Kelly defends Trump on casualties, attacks 'selfish' congresswoman

Olivier Knox
Chief Washington Correspondent

WASHINGTON — Invoking the death of his son, a Marine, in Afghanistan, White House chief of staff John Kelly delivered an impassioned defense on Thursday of President Trump’s outreach to families of four Americans recently killed in Niger. Kelly also denounced Rep. Frederica Wilson, D-Fla., as “selfish” for criticizing Trump for his message to one soldier’s widow.

“I appeal to America: Let’s not let this, maybe, last thing that’s held sacred in our society: a young man, young woman going out and giving his or her life for our country. Let’s try to somehow keep that sacred,” Kelly said in an unusual appearance in the White House briefing room. “It eroded a great deal yesterday by the selfish behavior of a member of Congress.”

Wilson had said that Trump callously told Myeshia Johnson — whose husband Army Sgt. La David Johnson was killed in an Oct. 4 patrol in Niger — that her husband “knew what he signed up for.” The congresswoman, a Johnson family friend, reportedly overheard parts of the conversation while riding in the same car as the widow. Trump flatly denied that account on Twitter Wednesday and said he had “proof.” The soldier’s mother, Cowanda Jones-Johnson, reportedly said that the president had “disrespected” her family.

But Kelly, a retired Marine general, broadly confirmed Wilson’s account — while explaining that Trump had drawn inspiration from what the chairman of the Joint Chiefs of Staff, Joseph Dunford, told him when Robert Kelly was killed after stepping on a landmine while on patrol in Afghanistan in 2010.

“He said ‘Kell, he was doing exactly what he wanted to do when he was killed. He knew what he was getting into, by joining the Marines — that 1 percent — he knew what the possibilities were, because we’re at war,” Kelly said. “‘When he died, he was surrounded by the best men on this Earth, his friends.’

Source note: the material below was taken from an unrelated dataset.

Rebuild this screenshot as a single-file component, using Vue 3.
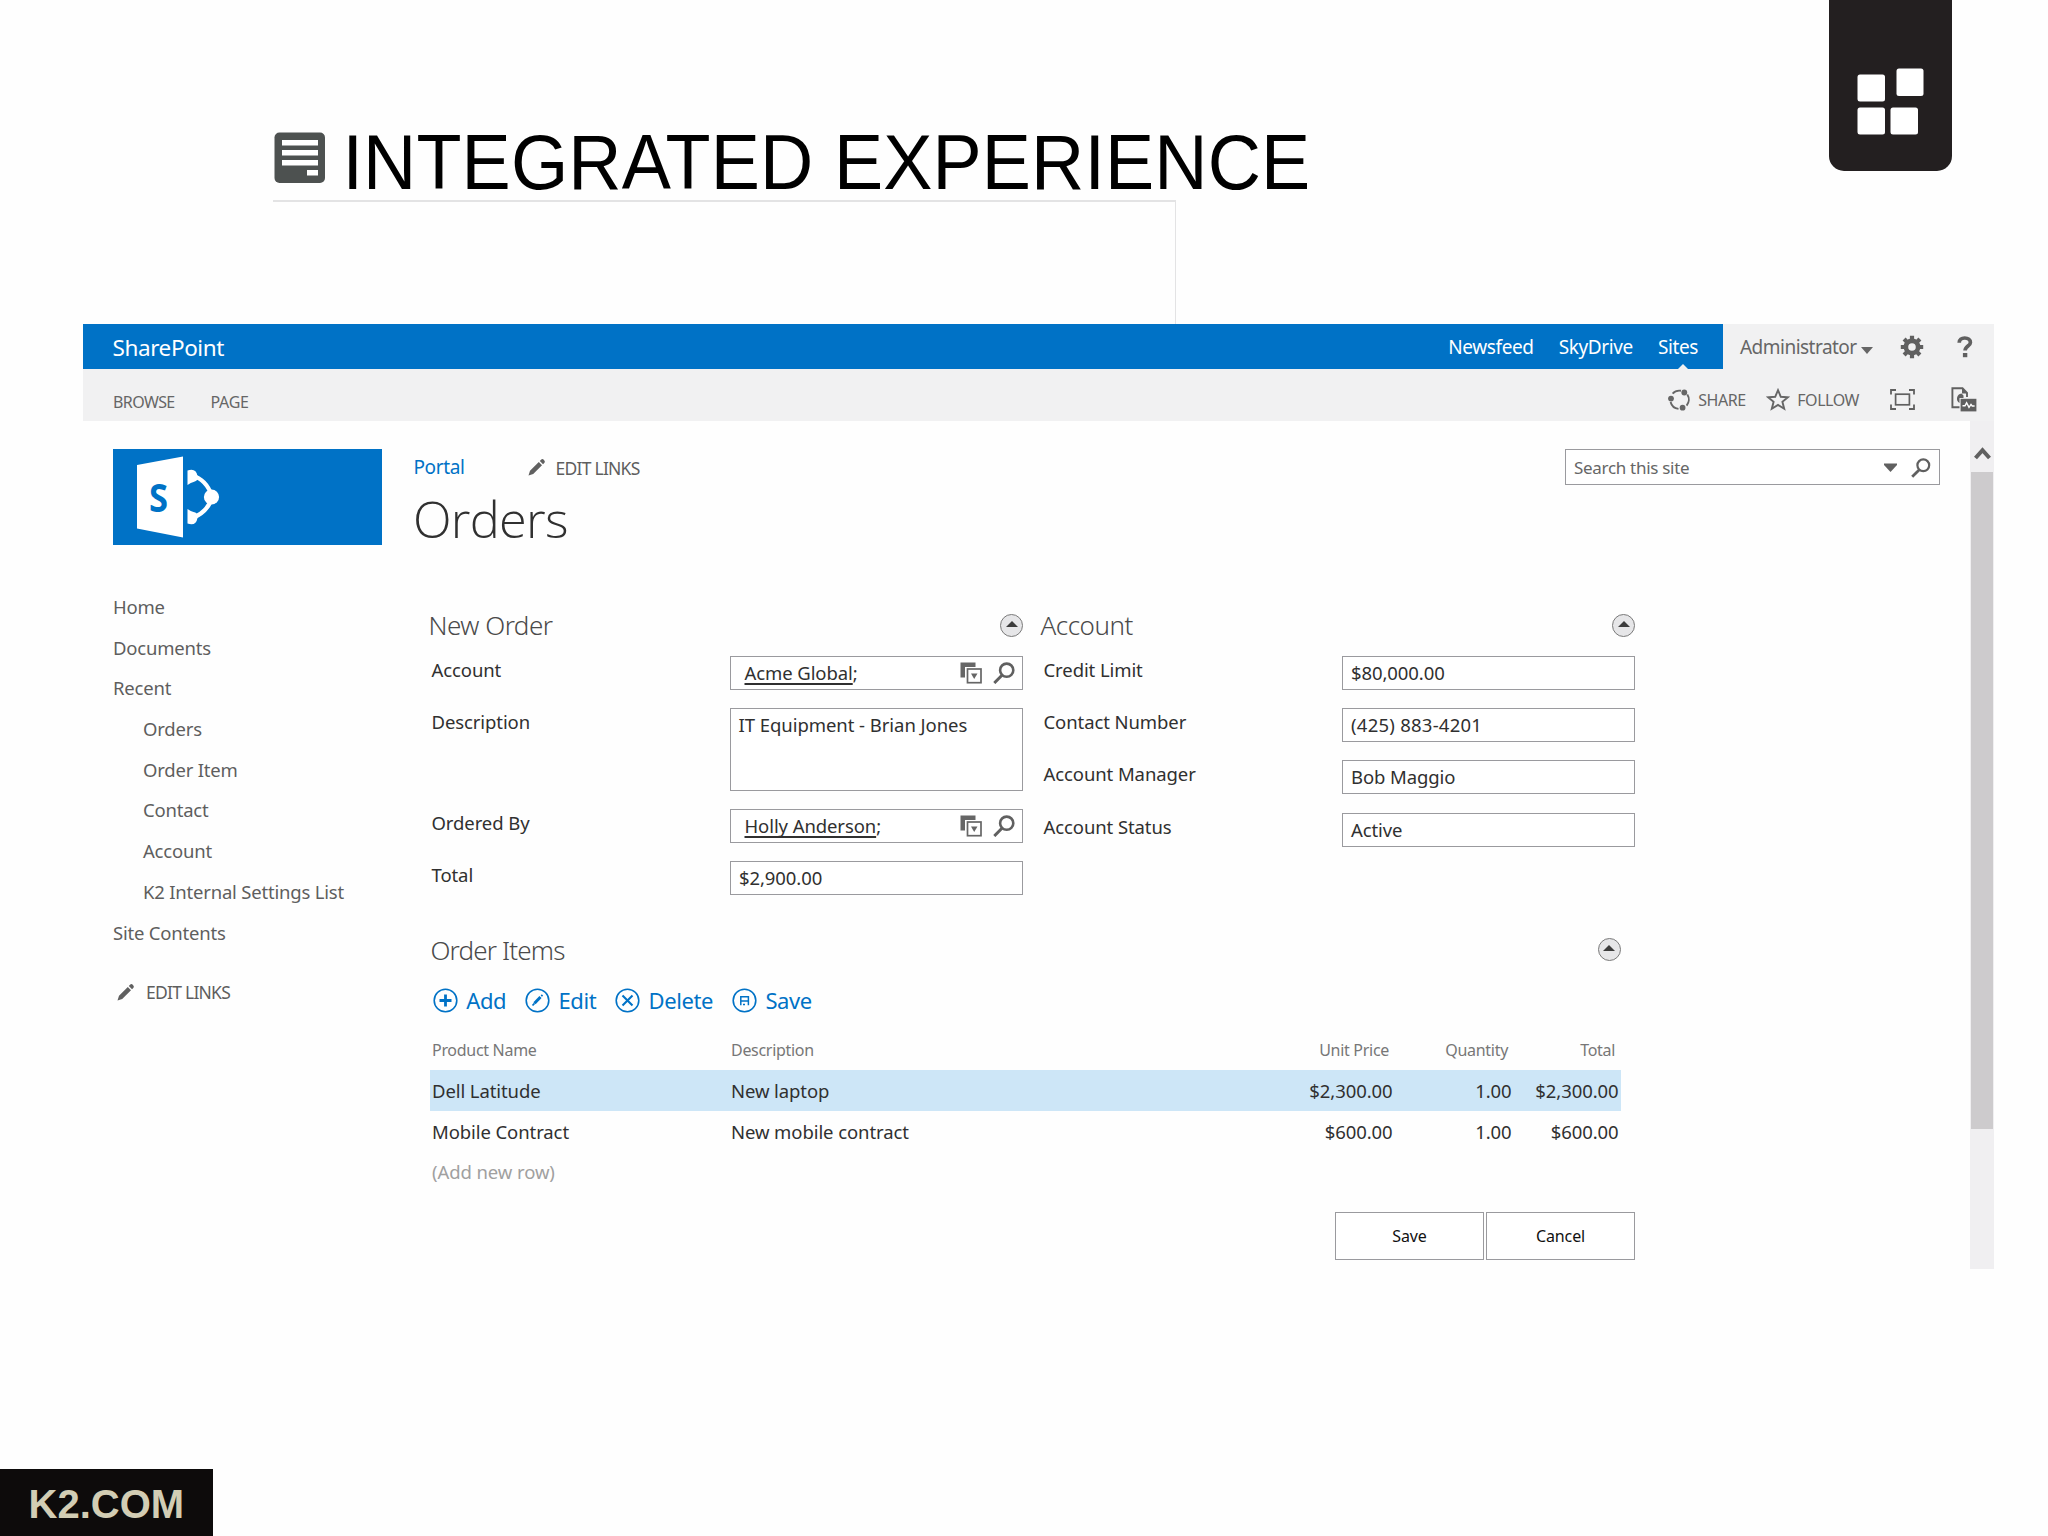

“That’s what the president tried to say to four families the other day,” Kelly said. “I was stunned when I came to work yesterday morning, and brokenhearted, at what I saw a member of Congress doing. A member of Congress who listened in on a phone call from the president of the United States to a young wife, and, in his way, tried to express that opinion — he was a brave man, a fallen hero. He knew what he was getting himself into, because he enlisted — there was no reason to enlist, he enlisted. And he was where he wanted to be, exactly where he wanted to be, exactly the people he wanted to be with, when his life was taken. That was the message.”

White House Chief of Staff John Kelly addresses a briefing at the White House today. (Photo: Reuters/Yuri Gripas)

Kelly also said that then-President Barack Obama had not called him when the younger Kelly was killed.

“That was not a criticism, that was just to simply say I don’t believe President Obama called. That’s not a negative thing,” Kelly said, underlining that past presidents, especially those on whose watch casualty numbers have been high, typically have not called.

That was a response to the outraged reaction to Trump falsely telling reporters on Tuesday that Obama never called the families of fallen soldiers. The president had been responding to questions about why he kept silent for nearly two weeks after the Niger ambush.

For much of the unusual briefing, Kelly drew attention to the divide between Americans who serve in the armed forces, as well as their friends and loved ones, and between Americans who have not worn the uniform and don’t know anyone who has. He announced he would only take questions from reporters who knew a Gold Star family, scolded those shielded from America’s longest war, and complained that the country had lost what used to be seen as “sacred” when he was a child.

“I just thought, the selfless devotion that brings a man or woman to die on the battlefield, I just thought that that might be sacred,” Kelly said. (Earlier, he had suggested that respect for Gold Star families was tarnished by last summer’s political conventions, which both featured partisan speeches by the parents of men killed in combat.)

“You know, when I was a kid, every man in my life was a veteran — World War II, Korea — and there was the draft,” the retired general said. “These young people today, they don’t do it for any other reason than their selfless sense of selfless devotion to this great nation.”